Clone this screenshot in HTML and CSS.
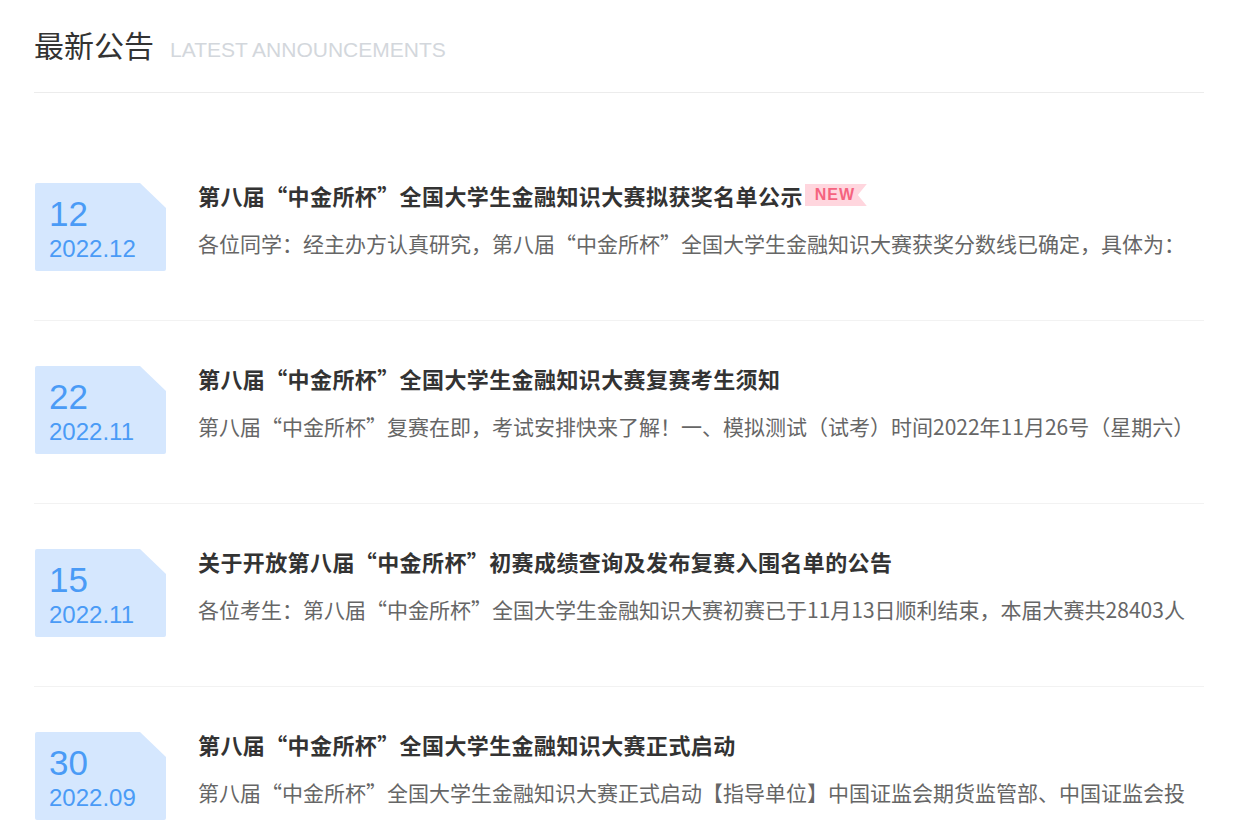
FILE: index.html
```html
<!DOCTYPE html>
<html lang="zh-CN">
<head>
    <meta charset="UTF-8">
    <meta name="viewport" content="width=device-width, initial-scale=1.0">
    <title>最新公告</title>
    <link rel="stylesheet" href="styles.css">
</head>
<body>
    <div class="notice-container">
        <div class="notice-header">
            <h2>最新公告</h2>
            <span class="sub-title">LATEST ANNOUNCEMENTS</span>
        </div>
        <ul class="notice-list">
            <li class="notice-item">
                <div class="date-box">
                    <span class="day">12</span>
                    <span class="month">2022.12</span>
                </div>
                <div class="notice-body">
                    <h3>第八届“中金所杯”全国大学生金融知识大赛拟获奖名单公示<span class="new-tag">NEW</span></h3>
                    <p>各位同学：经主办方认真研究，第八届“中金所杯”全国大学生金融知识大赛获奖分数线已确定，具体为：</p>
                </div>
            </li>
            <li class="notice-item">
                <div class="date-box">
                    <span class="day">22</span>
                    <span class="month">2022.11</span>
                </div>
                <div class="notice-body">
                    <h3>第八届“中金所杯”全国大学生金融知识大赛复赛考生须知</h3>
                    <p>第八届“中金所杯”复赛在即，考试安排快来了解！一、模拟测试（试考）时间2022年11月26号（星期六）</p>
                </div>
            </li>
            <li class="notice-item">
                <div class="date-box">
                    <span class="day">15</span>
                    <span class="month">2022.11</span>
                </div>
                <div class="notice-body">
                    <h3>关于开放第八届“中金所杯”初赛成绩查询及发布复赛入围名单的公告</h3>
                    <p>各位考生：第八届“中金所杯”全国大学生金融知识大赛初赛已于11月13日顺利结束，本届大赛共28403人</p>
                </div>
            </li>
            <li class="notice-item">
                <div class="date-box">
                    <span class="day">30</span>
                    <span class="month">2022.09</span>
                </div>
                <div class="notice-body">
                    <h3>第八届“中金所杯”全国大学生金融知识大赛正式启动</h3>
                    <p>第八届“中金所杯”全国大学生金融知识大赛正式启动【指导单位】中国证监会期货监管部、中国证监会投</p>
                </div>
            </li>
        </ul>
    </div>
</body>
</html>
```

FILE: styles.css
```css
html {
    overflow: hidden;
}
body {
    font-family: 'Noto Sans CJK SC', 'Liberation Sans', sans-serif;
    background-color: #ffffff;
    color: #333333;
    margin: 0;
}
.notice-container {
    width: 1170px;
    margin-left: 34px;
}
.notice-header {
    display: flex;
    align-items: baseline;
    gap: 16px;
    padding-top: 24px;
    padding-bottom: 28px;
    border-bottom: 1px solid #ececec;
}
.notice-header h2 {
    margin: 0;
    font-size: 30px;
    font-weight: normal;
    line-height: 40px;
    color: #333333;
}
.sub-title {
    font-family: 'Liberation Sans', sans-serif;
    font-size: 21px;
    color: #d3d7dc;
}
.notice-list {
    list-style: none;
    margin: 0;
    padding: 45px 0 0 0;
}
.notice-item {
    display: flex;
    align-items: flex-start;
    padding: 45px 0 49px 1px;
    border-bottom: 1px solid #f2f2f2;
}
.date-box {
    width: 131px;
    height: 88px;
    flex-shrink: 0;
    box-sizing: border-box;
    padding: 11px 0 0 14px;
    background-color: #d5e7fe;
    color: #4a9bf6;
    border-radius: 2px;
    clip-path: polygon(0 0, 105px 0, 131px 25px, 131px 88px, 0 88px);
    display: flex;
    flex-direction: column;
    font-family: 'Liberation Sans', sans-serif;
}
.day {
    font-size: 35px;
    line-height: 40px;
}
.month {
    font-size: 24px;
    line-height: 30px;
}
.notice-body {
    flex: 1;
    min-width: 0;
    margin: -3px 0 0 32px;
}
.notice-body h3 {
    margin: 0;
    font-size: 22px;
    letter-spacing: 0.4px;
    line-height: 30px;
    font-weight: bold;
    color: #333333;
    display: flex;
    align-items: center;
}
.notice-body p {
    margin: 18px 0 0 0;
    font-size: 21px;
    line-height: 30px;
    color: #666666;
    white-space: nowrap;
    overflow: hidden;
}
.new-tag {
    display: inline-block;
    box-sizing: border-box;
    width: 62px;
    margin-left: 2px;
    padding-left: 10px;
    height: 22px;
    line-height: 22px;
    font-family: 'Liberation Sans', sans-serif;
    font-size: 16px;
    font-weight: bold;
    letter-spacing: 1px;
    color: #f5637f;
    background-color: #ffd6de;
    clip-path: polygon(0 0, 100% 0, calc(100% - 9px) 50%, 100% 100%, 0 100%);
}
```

------

--- Written instruction ---
Return each line exactly as written. Any picture gets left out.

--- Full response ---
Clone this screenshot in HTML and CSS.
FILE: index.html
```html
<!DOCTYPE html>
<html lang="zh-CN">
<head>
    <meta charset="UTF-8">
    <meta name="viewport" content="width=device-width, initial-scale=1.0">
    <title>最新公告</title>
    <link rel="stylesheet" href="styles.css">
</head>
<body>
    <div class="notice-container">
        <div class="notice-header">
            <h2>最新公告</h2>
            <span class="sub-title">LATEST ANNOUNCEMENTS</span>
        </div>
        <ul class="notice-list">
            <li class="notice-item">
                <div class="date-box">
                    <span class="day">12</span>
                    <span class="month">2022.12</span>
                </div>
                <div class="notice-body">
                    <h3>第八届“中金所杯”全国大学生金融知识大赛拟获奖名单公示<span class="new-tag">NEW</span></h3>
                    <p>各位同学：经主办方认真研究，第八届“中金所杯”全国大学生金融知识大赛获奖分数线已确定，具体为：</p>
                </div>
            </li>
            <li class="notice-item">
                <div class="date-box">
                    <span class="day">22</span>
                    <span class="month">2022.11</span>
                </div>
                <div class="notice-body">
                    <h3>第八届“中金所杯”全国大学生金融知识大赛复赛考生须知</h3>
                    <p>第八届“中金所杯”复赛在即，考试安排快来了解！一、模拟测试（试考）时间2022年11月26号（星期六）</p>
                </div>
            </li>
            <li class="notice-item">
                <div class="date-box">
                    <span class="day">15</span>
                    <span class="month">2022.11</span>
                </div>
                <div class="notice-body">
                    <h3>关于开放第八届“中金所杯”初赛成绩查询及发布复赛入围名单的公告</h3>
                    <p>各位考生：第八届“中金所杯”全国大学生金融知识大赛初赛已于11月13日顺利结束，本届大赛共28403人</p>
                </div>
            </li>
            <li class="notice-item">
                <div class="date-box">
                    <span class="day">30</span>
                    <span class="month">2022.09</span>
                </div>
                <div class="notice-body">
                    <h3>第八届“中金所杯”全国大学生金融知识大赛正式启动</h3>
                    <p>第八届“中金所杯”全国大学生金融知识大赛正式启动【指导单位】中国证监会期货监管部、中国证监会投</p>
                </div>
            </li>
        </ul>
    </div>
</body>
</html>
```

FILE: styles.css
```css
html {
    overflow: hidden;
}
body {
    font-family: 'Noto Sans CJK SC', 'Liberation Sans', sans-serif;
    background-color: #ffffff;
    color: #333333;
    margin: 0;
}
.notice-container {
    width: 1170px;
    margin-left: 34px;
}
.notice-header {
    display: flex;
    align-items: baseline;
    gap: 16px;
    padding-top: 24px;
    padding-bottom: 28px;
    border-bottom: 1px solid #ececec;
}
.notice-header h2 {
    margin: 0;
    font-size: 30px;
    font-weight: normal;
    line-height: 40px;
    color: #333333;
}
.sub-title {
    font-family: 'Liberation Sans', sans-serif;
    font-size: 21px;
    color: #d3d7dc;
}
.notice-list {
    list-style: none;
    margin: 0;
    padding: 45px 0 0 0;
}
.notice-item {
    display: flex;
    align-items: flex-start;
    padding: 45px 0 49px 1px;
    border-bottom: 1px solid #f2f2f2;
}
.date-box {
    width: 131px;
    height: 88px;
    flex-shrink: 0;
    box-sizing: border-box;
    padding: 11px 0 0 14px;
    background-color: #d5e7fe;
    color: #4a9bf6;
    border-radius: 2px;
    clip-path: polygon(0 0, 105px 0, 131px 25px, 131px 88px, 0 88px);
    display: flex;
    flex-direction: column;
    font-family: 'Liberation Sans', sans-serif;
}
.day {
    font-size: 35px;
    line-height: 40px;
}
.month {
    font-size: 24px;
    line-height: 30px;
}
.notice-body {
    flex: 1;
    min-width: 0;
    margin: -3px 0 0 32px;
}
.notice-body h3 {
    margin: 0;
    font-size: 22px;
    letter-spacing: 0.4px;
    line-height: 30px;
    font-weight: bold;
    color: #333333;
    display: flex;
    align-items: center;
}
.notice-body p {
    margin: 18px 0 0 0;
    font-size: 21px;
    line-height: 30px;
    color: #666666;
    white-space: nowrap;
    overflow: hidden;
}
.new-tag {
    display: inline-block;
    box-sizing: border-box;
    width: 62px;
    margin-left: 2px;
    padding-left: 10px;
    height: 22px;
    line-height: 22px;
    font-family: 'Liberation Sans', sans-serif;
    font-size: 16px;
    font-weight: bold;
    letter-spacing: 1px;
    color: #f5637f;
    background-color: #ffd6de;
    clip-path: polygon(0 0, 100% 0, calc(100% - 9px) 50%, 100% 100%, 0 100%);
}
```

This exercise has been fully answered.